Your objective: Pull each line holding "this" out of the entries below.

Entries with page source code:
※ ※ ※

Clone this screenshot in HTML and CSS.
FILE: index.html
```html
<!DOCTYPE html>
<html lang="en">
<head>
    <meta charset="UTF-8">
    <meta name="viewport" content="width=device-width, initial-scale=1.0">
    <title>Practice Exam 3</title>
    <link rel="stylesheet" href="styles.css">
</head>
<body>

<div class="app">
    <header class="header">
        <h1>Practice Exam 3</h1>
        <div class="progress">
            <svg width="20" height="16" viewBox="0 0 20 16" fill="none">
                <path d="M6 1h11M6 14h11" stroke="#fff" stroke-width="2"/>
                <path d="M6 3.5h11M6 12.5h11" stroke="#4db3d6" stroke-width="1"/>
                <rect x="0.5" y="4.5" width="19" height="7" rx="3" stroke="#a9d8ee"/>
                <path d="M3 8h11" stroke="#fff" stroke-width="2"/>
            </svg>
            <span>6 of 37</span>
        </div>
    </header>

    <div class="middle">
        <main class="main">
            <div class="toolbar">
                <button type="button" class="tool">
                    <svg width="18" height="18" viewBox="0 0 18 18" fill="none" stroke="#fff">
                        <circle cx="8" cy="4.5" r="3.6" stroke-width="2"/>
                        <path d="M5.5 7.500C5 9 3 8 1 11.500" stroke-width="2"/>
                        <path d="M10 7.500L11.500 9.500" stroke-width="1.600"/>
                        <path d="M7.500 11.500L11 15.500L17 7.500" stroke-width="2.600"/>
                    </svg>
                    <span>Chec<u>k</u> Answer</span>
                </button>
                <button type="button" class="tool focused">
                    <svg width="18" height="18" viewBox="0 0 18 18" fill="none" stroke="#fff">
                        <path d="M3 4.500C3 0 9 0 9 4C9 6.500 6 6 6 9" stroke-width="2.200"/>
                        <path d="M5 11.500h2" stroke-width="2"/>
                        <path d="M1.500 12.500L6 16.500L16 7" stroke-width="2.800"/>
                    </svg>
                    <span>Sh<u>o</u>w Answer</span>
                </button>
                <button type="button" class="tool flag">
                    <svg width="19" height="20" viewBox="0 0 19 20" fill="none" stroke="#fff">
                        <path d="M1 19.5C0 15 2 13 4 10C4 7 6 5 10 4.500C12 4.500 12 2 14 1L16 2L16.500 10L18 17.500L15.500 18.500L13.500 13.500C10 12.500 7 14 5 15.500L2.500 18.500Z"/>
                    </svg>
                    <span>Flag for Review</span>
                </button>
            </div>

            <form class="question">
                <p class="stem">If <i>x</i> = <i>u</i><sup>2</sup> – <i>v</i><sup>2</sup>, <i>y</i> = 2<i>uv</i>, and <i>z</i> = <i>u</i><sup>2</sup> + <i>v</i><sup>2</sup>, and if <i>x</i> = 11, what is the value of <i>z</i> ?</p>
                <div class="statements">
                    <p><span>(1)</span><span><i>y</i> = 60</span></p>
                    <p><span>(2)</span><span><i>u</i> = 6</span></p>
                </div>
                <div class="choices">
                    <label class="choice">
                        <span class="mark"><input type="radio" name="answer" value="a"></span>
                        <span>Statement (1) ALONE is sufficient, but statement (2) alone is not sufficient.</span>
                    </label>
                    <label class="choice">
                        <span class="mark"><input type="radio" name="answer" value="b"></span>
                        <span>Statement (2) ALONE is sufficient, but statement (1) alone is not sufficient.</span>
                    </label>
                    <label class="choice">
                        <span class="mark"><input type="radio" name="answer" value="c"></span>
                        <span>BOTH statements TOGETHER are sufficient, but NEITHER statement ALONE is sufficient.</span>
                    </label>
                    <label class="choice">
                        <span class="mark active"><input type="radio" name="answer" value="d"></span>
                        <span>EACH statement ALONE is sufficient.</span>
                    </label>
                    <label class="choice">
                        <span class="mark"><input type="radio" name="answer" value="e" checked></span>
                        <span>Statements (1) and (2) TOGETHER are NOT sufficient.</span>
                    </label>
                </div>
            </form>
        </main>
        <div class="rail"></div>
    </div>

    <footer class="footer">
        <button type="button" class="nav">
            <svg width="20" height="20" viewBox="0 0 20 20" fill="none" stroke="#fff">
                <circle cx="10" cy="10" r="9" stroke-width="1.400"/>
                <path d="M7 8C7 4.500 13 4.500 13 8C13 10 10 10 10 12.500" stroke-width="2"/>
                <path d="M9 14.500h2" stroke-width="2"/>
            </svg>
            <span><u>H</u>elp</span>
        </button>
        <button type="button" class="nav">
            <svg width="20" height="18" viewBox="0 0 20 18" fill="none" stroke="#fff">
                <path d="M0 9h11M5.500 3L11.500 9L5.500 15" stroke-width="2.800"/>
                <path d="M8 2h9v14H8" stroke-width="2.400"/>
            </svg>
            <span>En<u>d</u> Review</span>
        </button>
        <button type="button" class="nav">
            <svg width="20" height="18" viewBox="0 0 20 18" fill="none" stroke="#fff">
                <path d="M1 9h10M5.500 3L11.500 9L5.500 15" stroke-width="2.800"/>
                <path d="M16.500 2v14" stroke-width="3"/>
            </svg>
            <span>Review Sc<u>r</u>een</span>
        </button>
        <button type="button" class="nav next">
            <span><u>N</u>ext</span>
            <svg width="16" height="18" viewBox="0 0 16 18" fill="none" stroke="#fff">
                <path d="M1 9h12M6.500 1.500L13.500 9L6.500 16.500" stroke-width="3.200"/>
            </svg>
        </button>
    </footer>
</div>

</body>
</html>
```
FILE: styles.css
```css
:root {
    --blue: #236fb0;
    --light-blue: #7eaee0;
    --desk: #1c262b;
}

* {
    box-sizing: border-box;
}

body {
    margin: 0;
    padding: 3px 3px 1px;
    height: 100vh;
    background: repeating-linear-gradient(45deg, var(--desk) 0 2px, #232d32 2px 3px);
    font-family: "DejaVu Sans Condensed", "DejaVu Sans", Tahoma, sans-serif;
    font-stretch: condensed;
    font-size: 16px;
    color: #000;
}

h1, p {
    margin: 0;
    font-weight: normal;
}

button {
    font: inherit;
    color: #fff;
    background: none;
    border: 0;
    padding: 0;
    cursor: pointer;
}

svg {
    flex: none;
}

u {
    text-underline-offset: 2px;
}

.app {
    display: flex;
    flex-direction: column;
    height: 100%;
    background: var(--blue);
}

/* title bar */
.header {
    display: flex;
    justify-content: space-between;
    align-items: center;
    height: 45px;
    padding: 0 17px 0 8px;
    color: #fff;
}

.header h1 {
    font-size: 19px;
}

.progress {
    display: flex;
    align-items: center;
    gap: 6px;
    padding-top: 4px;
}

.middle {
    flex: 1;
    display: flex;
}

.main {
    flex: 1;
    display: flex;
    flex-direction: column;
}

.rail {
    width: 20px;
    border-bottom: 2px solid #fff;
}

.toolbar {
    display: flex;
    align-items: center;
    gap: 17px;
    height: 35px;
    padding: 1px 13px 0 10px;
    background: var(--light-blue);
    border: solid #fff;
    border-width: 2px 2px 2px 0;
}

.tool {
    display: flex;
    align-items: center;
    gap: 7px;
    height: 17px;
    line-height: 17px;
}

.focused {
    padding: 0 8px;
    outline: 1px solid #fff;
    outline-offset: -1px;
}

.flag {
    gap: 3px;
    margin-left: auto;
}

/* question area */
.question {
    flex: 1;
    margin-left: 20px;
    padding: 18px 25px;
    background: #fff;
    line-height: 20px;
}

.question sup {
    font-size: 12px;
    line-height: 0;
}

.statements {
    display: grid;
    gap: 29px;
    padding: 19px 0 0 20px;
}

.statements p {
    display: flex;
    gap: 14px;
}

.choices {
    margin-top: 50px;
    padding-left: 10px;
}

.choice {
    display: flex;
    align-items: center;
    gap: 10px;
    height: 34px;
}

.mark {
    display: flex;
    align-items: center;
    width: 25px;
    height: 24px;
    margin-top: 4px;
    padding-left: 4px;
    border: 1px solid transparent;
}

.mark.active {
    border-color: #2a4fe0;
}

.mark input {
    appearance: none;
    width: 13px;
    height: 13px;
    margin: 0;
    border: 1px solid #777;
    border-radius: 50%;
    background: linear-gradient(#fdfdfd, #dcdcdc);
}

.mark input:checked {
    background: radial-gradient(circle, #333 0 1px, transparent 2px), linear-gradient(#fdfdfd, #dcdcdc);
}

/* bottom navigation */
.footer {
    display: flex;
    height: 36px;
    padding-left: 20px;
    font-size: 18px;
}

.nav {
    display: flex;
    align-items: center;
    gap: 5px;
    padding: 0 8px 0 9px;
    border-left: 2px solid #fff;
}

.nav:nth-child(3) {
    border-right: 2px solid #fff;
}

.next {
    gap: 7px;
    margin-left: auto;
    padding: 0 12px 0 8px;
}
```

※ ※ ※

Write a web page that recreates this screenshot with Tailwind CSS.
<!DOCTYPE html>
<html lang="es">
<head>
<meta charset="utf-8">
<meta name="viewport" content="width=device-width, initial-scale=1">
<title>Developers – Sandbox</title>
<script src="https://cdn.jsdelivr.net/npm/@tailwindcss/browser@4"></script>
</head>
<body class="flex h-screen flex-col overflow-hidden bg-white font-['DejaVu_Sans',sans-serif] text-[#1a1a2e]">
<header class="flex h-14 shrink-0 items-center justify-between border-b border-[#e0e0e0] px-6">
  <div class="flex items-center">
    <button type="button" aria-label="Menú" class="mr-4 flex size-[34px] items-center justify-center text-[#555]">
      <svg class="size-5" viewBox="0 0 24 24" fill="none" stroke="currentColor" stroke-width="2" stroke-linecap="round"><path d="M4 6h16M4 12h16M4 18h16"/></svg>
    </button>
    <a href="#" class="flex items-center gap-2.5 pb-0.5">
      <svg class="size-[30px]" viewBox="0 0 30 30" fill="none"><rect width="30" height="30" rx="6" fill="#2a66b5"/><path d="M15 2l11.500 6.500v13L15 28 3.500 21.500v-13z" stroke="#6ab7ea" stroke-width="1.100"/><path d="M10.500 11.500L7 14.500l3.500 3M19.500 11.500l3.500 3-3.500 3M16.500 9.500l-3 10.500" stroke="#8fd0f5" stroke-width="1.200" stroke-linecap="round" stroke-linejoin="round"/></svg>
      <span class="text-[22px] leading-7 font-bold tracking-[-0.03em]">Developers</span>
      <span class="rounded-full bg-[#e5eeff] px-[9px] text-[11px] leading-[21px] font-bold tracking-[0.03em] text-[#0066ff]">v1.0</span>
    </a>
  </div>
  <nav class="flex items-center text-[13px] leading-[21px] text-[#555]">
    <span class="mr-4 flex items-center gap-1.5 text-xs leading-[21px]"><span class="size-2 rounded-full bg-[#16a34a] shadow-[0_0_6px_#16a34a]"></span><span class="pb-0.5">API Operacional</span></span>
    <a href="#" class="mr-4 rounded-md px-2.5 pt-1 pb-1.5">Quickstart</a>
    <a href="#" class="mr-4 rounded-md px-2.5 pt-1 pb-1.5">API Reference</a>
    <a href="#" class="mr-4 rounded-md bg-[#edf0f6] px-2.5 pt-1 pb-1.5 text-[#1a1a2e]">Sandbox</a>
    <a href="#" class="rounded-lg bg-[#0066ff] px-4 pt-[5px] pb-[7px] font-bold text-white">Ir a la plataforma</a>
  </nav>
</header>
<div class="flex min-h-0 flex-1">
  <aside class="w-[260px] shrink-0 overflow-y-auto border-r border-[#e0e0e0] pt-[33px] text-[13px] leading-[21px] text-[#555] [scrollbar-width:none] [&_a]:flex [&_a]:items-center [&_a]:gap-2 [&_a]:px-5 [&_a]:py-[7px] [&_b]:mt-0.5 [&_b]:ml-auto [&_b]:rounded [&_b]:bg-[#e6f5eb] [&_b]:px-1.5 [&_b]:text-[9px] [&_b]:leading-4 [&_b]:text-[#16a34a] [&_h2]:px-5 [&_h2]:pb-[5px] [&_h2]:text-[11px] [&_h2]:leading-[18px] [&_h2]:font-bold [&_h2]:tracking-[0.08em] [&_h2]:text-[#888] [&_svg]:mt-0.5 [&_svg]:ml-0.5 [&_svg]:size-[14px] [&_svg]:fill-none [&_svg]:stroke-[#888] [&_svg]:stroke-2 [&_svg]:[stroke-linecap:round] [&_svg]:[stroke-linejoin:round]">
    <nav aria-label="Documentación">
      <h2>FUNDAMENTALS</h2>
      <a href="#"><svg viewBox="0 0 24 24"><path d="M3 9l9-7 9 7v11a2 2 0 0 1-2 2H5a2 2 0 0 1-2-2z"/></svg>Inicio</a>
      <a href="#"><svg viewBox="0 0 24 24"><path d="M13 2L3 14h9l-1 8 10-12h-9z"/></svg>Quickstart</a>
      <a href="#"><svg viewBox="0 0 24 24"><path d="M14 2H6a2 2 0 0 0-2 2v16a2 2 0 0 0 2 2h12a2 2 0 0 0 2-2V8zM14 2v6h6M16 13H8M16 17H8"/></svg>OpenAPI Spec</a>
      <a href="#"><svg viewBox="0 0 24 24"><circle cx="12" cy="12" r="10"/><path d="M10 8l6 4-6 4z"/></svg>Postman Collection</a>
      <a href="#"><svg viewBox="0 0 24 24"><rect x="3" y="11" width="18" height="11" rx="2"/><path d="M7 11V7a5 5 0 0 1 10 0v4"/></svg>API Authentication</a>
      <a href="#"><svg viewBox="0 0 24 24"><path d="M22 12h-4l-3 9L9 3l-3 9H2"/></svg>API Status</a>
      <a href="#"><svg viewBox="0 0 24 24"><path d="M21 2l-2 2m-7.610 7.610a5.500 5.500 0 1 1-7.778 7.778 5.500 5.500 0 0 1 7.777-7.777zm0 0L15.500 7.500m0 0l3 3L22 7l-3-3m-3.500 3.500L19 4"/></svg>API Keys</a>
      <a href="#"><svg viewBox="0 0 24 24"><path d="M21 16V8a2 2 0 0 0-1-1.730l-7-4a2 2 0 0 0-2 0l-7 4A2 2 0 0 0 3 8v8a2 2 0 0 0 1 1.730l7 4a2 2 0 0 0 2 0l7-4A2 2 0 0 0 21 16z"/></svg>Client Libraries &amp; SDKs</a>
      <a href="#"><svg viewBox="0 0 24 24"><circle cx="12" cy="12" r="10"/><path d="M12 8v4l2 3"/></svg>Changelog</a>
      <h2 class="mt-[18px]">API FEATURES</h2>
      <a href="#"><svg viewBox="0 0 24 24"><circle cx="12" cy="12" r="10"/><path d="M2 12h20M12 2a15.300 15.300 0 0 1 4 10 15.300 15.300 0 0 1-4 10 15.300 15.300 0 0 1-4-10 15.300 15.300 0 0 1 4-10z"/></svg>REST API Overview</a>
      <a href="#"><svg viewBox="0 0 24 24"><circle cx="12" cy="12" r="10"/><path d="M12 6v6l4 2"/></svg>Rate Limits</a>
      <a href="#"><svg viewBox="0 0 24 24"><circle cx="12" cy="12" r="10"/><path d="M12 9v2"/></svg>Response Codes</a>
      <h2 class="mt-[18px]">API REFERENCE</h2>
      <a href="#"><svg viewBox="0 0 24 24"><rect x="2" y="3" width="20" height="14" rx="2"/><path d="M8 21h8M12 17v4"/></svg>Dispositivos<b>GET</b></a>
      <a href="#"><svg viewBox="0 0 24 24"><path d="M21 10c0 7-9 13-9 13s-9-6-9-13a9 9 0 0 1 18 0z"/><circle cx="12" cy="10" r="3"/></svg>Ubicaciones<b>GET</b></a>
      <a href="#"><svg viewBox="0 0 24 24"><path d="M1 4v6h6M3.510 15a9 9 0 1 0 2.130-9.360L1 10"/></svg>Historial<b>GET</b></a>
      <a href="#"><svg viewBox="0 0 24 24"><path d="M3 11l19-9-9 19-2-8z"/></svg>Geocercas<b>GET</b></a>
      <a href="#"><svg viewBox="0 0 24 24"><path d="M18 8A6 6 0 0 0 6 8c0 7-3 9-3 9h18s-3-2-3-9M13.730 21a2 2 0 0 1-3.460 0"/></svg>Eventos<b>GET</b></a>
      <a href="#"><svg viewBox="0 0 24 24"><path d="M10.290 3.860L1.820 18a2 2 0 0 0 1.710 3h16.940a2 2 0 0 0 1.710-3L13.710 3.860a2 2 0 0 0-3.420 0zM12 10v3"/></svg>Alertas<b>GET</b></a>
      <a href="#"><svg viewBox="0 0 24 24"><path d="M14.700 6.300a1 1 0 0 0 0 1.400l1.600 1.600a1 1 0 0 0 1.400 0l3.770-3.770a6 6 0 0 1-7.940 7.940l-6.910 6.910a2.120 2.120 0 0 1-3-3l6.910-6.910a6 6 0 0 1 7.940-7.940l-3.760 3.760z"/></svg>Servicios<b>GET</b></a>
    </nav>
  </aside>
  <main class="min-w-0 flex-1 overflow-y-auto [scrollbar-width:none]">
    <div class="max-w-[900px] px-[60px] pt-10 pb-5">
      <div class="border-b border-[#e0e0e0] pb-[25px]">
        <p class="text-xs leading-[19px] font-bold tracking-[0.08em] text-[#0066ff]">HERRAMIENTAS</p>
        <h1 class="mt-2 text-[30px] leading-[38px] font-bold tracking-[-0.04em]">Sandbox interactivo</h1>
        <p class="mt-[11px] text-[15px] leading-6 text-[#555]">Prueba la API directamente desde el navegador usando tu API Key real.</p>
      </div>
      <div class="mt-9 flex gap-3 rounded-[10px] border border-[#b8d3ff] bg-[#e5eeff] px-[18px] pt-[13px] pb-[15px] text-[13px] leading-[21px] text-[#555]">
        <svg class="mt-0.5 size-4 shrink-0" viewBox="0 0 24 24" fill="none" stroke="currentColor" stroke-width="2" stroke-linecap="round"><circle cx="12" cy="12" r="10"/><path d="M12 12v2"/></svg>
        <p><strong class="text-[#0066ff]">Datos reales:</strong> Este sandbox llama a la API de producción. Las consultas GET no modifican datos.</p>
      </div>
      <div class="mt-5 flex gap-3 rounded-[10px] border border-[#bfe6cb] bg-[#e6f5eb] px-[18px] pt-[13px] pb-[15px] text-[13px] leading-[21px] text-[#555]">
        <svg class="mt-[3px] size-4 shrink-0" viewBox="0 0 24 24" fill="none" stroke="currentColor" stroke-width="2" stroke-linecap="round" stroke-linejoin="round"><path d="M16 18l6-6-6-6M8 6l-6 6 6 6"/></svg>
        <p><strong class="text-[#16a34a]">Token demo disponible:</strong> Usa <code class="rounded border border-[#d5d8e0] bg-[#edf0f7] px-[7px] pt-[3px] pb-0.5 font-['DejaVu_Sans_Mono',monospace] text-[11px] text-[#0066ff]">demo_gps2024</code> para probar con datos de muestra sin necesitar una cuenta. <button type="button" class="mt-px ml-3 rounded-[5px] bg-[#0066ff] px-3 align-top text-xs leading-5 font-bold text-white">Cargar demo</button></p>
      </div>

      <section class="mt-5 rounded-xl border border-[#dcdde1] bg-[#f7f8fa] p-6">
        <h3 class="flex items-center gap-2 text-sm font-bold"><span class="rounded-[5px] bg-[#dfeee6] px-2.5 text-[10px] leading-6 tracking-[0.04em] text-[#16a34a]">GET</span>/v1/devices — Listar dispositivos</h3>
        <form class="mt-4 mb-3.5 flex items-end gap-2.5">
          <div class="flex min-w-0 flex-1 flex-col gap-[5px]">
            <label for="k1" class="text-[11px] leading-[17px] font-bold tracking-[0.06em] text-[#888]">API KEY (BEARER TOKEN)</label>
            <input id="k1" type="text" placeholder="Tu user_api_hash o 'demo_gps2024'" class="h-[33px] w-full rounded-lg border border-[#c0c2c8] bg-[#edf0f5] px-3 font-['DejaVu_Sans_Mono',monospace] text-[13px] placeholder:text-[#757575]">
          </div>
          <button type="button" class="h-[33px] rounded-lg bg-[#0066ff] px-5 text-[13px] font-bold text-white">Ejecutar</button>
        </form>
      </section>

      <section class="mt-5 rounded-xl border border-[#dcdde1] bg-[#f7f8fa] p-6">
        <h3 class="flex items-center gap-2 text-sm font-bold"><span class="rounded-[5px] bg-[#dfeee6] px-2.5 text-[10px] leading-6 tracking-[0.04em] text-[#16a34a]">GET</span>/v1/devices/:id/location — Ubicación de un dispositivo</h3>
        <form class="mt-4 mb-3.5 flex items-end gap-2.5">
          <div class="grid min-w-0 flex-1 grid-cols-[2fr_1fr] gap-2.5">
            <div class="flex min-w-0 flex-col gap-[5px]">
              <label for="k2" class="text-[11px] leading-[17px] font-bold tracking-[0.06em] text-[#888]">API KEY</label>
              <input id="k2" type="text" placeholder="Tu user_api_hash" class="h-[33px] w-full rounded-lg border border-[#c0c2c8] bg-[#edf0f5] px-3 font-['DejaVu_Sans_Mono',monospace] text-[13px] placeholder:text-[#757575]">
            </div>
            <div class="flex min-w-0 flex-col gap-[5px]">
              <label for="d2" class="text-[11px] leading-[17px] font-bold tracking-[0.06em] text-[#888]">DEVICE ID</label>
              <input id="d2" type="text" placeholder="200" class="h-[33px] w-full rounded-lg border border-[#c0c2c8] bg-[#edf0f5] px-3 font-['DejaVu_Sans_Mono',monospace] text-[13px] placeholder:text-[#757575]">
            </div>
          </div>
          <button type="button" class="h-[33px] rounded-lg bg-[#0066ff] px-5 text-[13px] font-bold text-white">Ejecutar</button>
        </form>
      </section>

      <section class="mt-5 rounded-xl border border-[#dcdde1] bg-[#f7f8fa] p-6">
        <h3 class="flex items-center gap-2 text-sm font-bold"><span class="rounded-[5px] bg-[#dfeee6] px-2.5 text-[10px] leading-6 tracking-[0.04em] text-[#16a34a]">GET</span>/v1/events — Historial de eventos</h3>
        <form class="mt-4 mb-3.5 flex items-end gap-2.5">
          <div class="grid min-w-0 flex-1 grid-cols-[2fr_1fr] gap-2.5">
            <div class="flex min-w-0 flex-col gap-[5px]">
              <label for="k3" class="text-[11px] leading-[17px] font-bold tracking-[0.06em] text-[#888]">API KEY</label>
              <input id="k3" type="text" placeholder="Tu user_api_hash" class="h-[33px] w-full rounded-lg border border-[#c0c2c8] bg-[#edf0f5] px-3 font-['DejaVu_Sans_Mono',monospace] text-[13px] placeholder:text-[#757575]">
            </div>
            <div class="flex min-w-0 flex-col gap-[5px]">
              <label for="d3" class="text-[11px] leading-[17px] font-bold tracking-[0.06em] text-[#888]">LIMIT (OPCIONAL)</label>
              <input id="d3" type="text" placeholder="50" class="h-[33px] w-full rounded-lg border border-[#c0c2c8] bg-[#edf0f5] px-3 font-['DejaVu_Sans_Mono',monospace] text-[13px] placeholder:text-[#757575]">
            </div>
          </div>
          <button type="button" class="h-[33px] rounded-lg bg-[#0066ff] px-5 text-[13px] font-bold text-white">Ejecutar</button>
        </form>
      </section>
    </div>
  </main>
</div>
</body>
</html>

※ ※ ※

Solution to the problem:
Clone this screenshot in HTML and CSS.
Write a web page that recreates this screenshot with Tailwind CSS.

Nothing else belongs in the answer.